# Exercise directions
Repeat the material below word for word and leave out all pictures.

* BEGIN Data section *

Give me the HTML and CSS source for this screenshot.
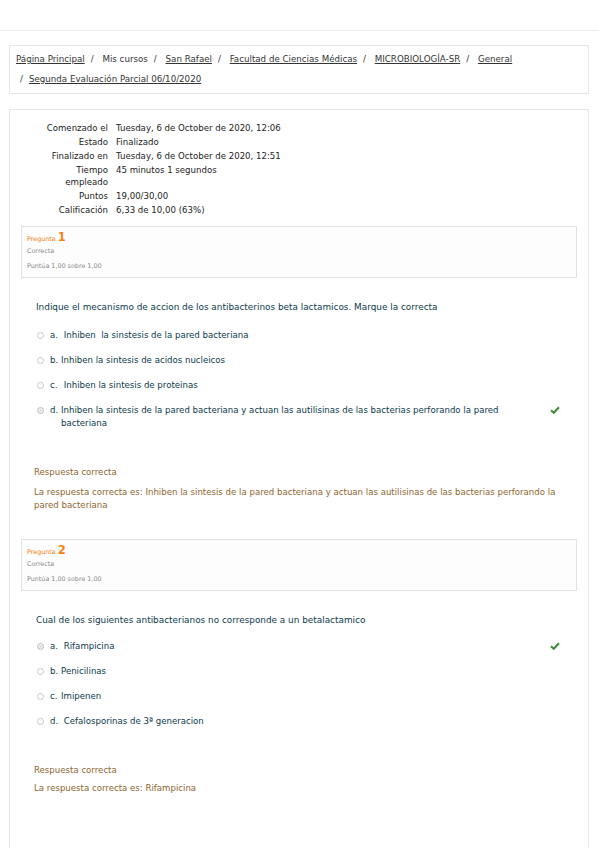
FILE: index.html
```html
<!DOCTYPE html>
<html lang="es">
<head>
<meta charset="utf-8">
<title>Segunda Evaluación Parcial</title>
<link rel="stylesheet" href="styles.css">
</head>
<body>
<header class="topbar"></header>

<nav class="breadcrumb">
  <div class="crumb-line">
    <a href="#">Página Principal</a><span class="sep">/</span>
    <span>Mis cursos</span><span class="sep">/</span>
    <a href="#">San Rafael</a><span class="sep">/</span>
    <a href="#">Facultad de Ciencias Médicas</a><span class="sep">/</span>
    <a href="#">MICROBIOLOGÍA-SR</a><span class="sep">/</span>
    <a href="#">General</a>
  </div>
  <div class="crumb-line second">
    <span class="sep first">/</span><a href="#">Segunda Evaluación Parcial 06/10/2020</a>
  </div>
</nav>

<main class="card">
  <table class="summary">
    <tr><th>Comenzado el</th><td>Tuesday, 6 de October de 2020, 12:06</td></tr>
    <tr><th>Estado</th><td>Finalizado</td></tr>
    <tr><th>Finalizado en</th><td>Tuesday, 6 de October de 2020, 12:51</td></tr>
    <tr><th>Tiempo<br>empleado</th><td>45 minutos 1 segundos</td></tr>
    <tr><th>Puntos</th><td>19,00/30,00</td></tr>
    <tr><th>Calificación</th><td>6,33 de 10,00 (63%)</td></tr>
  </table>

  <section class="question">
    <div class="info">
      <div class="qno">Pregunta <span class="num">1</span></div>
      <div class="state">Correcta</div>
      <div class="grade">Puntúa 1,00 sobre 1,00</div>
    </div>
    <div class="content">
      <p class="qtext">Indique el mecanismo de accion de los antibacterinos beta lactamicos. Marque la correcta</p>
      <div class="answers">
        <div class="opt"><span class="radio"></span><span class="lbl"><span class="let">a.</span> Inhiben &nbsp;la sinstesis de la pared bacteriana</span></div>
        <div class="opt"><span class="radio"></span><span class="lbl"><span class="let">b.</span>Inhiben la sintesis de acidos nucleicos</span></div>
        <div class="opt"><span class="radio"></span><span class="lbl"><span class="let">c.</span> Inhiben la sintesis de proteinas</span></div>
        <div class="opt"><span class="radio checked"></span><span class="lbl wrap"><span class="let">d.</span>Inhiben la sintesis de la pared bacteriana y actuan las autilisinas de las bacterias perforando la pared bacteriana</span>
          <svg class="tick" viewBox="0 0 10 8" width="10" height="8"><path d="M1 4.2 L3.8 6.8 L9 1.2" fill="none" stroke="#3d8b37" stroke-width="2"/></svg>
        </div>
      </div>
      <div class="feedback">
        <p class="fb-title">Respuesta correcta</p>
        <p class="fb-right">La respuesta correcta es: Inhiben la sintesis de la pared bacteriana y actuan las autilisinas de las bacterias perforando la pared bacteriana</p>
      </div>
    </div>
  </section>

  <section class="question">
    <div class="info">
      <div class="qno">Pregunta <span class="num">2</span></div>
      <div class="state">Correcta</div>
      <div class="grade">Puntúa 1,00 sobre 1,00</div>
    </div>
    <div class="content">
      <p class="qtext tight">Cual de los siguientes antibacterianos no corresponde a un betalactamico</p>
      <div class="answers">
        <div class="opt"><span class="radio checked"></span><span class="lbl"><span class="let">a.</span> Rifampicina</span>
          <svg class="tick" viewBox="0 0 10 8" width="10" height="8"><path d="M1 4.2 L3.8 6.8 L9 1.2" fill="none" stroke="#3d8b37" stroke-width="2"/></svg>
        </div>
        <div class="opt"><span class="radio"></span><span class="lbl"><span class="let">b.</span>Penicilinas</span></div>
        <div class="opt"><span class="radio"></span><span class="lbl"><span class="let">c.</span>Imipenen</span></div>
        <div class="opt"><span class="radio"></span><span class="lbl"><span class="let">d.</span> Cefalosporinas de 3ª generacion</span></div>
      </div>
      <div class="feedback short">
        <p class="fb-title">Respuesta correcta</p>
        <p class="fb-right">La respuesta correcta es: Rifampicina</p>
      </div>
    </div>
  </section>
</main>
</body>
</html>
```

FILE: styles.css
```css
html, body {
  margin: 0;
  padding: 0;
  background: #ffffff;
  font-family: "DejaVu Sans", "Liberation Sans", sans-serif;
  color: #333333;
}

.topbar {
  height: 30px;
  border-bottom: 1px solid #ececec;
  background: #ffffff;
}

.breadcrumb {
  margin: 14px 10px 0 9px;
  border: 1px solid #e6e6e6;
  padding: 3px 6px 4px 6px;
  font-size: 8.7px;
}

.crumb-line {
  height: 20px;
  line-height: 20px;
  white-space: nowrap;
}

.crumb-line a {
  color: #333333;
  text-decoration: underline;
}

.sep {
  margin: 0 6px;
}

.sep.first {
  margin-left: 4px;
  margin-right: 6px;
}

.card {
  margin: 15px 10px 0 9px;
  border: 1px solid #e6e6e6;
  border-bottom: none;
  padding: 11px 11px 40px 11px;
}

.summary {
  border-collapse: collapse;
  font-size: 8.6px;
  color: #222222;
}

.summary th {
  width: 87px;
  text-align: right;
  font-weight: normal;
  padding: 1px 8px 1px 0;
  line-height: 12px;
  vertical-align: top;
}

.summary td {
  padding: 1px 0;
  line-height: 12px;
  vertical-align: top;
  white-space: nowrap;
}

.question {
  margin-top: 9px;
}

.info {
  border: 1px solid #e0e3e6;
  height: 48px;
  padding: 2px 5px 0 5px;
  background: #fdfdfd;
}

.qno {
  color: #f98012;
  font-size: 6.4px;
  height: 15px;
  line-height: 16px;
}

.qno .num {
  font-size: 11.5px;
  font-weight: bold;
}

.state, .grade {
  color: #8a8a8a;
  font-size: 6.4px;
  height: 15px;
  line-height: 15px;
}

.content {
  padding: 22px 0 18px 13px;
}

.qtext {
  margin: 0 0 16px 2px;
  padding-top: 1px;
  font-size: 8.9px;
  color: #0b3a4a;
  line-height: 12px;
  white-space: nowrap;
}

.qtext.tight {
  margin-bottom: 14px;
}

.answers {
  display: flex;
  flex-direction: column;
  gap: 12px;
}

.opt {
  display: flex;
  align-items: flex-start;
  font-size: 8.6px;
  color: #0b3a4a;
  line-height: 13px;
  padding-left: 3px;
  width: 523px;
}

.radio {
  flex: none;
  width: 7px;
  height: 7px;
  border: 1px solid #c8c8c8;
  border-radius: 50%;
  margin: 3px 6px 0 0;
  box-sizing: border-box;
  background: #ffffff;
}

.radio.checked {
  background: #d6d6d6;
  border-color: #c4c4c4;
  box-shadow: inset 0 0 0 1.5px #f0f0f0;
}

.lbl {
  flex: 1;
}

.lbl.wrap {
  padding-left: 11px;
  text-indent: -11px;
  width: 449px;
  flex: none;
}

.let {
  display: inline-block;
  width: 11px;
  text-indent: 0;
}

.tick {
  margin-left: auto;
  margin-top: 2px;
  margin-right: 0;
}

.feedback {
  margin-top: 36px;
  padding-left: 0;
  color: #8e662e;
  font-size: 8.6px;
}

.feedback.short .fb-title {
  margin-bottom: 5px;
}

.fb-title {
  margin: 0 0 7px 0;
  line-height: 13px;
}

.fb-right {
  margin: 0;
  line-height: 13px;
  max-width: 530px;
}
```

* END Data section *

# Answer to the task
Give me the HTML and CSS source for this screenshot.
FILE: index.html
```html
<!DOCTYPE html>
<html lang="es">
<head>
<meta charset="utf-8">
<title>Segunda Evaluación Parcial</title>
<link rel="stylesheet" href="styles.css">
</head>
<body>
<header class="topbar"></header>

<nav class="breadcrumb">
  <div class="crumb-line">
    <a href="#">Página Principal</a><span class="sep">/</span>
    <span>Mis cursos</span><span class="sep">/</span>
    <a href="#">San Rafael</a><span class="sep">/</span>
    <a href="#">Facultad de Ciencias Médicas</a><span class="sep">/</span>
    <a href="#">MICROBIOLOGÍA-SR</a><span class="sep">/</span>
    <a href="#">General</a>
  </div>
  <div class="crumb-line second">
    <span class="sep first">/</span><a href="#">Segunda Evaluación Parcial 06/10/2020</a>
  </div>
</nav>

<main class="card">
  <table class="summary">
    <tr><th>Comenzado el</th><td>Tuesday, 6 de October de 2020, 12:06</td></tr>
    <tr><th>Estado</th><td>Finalizado</td></tr>
    <tr><th>Finalizado en</th><td>Tuesday, 6 de October de 2020, 12:51</td></tr>
    <tr><th>Tiempo<br>empleado</th><td>45 minutos 1 segundos</td></tr>
    <tr><th>Puntos</th><td>19,00/30,00</td></tr>
    <tr><th>Calificación</th><td>6,33 de 10,00 (63%)</td></tr>
  </table>

  <section class="question">
    <div class="info">
      <div class="qno">Pregunta <span class="num">1</span></div>
      <div class="state">Correcta</div>
      <div class="grade">Puntúa 1,00 sobre 1,00</div>
    </div>
    <div class="content">
      <p class="qtext">Indique el mecanismo de accion de los antibacterinos beta lactamicos. Marque la correcta</p>
      <div class="answers">
        <div class="opt"><span class="radio"></span><span class="lbl"><span class="let">a.</span> Inhiben &nbsp;la sinstesis de la pared bacteriana</span></div>
        <div class="opt"><span class="radio"></span><span class="lbl"><span class="let">b.</span>Inhiben la sintesis de acidos nucleicos</span></div>
        <div class="opt"><span class="radio"></span><span class="lbl"><span class="let">c.</span> Inhiben la sintesis de proteinas</span></div>
        <div class="opt"><span class="radio checked"></span><span class="lbl wrap"><span class="let">d.</span>Inhiben la sintesis de la pared bacteriana y actuan las autilisinas de las bacterias perforando la pared bacteriana</span>
          <svg class="tick" viewBox="0 0 10 8" width="10" height="8"><path d="M1 4.2 L3.8 6.8 L9 1.2" fill="none" stroke="#3d8b37" stroke-width="2"/></svg>
        </div>
      </div>
      <div class="feedback">
        <p class="fb-title">Respuesta correcta</p>
        <p class="fb-right">La respuesta correcta es: Inhiben la sintesis de la pared bacteriana y actuan las autilisinas de las bacterias perforando la pared bacteriana</p>
      </div>
    </div>
  </section>

  <section class="question">
    <div class="info">
      <div class="qno">Pregunta <span class="num">2</span></div>
      <div class="state">Correcta</div>
      <div class="grade">Puntúa 1,00 sobre 1,00</div>
    </div>
    <div class="content">
      <p class="qtext tight">Cual de los siguientes antibacterianos no corresponde a un betalactamico</p>
      <div class="answers">
        <div class="opt"><span class="radio checked"></span><span class="lbl"><span class="let">a.</span> Rifampicina</span>
          <svg class="tick" viewBox="0 0 10 8" width="10" height="8"><path d="M1 4.2 L3.8 6.8 L9 1.2" fill="none" stroke="#3d8b37" stroke-width="2"/></svg>
        </div>
        <div class="opt"><span class="radio"></span><span class="lbl"><span class="let">b.</span>Penicilinas</span></div>
        <div class="opt"><span class="radio"></span><span class="lbl"><span class="let">c.</span>Imipenen</span></div>
        <div class="opt"><span class="radio"></span><span class="lbl"><span class="let">d.</span> Cefalosporinas de 3ª generacion</span></div>
      </div>
      <div class="feedback short">
        <p class="fb-title">Respuesta correcta</p>
        <p class="fb-right">La respuesta correcta es: Rifampicina</p>
      </div>
    </div>
  </section>
</main>
</body>
</html>
```

FILE: styles.css
```css
html, body {
  margin: 0;
  padding: 0;
  background: #ffffff;
  font-family: "DejaVu Sans", "Liberation Sans", sans-serif;
  color: #333333;
}

.topbar {
  height: 30px;
  border-bottom: 1px solid #ececec;
  background: #ffffff;
}

.breadcrumb {
  margin: 14px 10px 0 9px;
  border: 1px solid #e6e6e6;
  padding: 3px 6px 4px 6px;
  font-size: 8.7px;
}

.crumb-line {
  height: 20px;
  line-height: 20px;
  white-space: nowrap;
}

.crumb-line a {
  color: #333333;
  text-decoration: underline;
}

.sep {
  margin: 0 6px;
}

.sep.first {
  margin-left: 4px;
  margin-right: 6px;
}

.card {
  margin: 15px 10px 0 9px;
  border: 1px solid #e6e6e6;
  border-bottom: none;
  padding: 11px 11px 40px 11px;
}

.summary {
  border-collapse: collapse;
  font-size: 8.6px;
  color: #222222;
}

.summary th {
  width: 87px;
  text-align: right;
  font-weight: normal;
  padding: 1px 8px 1px 0;
  line-height: 12px;
  vertical-align: top;
}

.summary td {
  padding: 1px 0;
  line-height: 12px;
  vertical-align: top;
  white-space: nowrap;
}

.question {
  margin-top: 9px;
}

.info {
  border: 1px solid #e0e3e6;
  height: 48px;
  padding: 2px 5px 0 5px;
  background: #fdfdfd;
}

.qno {
  color: #f98012;
  font-size: 6.4px;
  height: 15px;
  line-height: 16px;
}

.qno .num {
  font-size: 11.5px;
  font-weight: bold;
}

.state, .grade {
  color: #8a8a8a;
  font-size: 6.4px;
  height: 15px;
  line-height: 15px;
}

.content {
  padding: 22px 0 18px 13px;
}

.qtext {
  margin: 0 0 16px 2px;
  padding-top: 1px;
  font-size: 8.9px;
  color: #0b3a4a;
  line-height: 12px;
  white-space: nowrap;
}

.qtext.tight {
  margin-bottom: 14px;
}

.answers {
  display: flex;
  flex-direction: column;
  gap: 12px;
}

.opt {
  display: flex;
  align-items: flex-start;
  font-size: 8.6px;
  color: #0b3a4a;
  line-height: 13px;
  padding-left: 3px;
  width: 523px;
}

.radio {
  flex: none;
  width: 7px;
  height: 7px;
  border: 1px solid #c8c8c8;
  border-radius: 50%;
  margin: 3px 6px 0 0;
  box-sizing: border-box;
  background: #ffffff;
}

.radio.checked {
  background: #d6d6d6;
  border-color: #c4c4c4;
  box-shadow: inset 0 0 0 1.5px #f0f0f0;
}

.lbl {
  flex: 1;
}

.lbl.wrap {
  padding-left: 11px;
  text-indent: -11px;
  width: 449px;
  flex: none;
}

.let {
  display: inline-block;
  width: 11px;
  text-indent: 0;
}

.tick {
  margin-left: auto;
  margin-top: 2px;
  margin-right: 0;
}

.feedback {
  margin-top: 36px;
  padding-left: 0;
  color: #8e662e;
  font-size: 8.6px;
}

.feedback.short .fb-title {
  margin-bottom: 5px;
}

.fb-title {
  margin: 0 0 7px 0;
  line-height: 13px;
}

.fb-right {
  margin: 0;
  line-height: 13px;
  max-width: 530px;
}
```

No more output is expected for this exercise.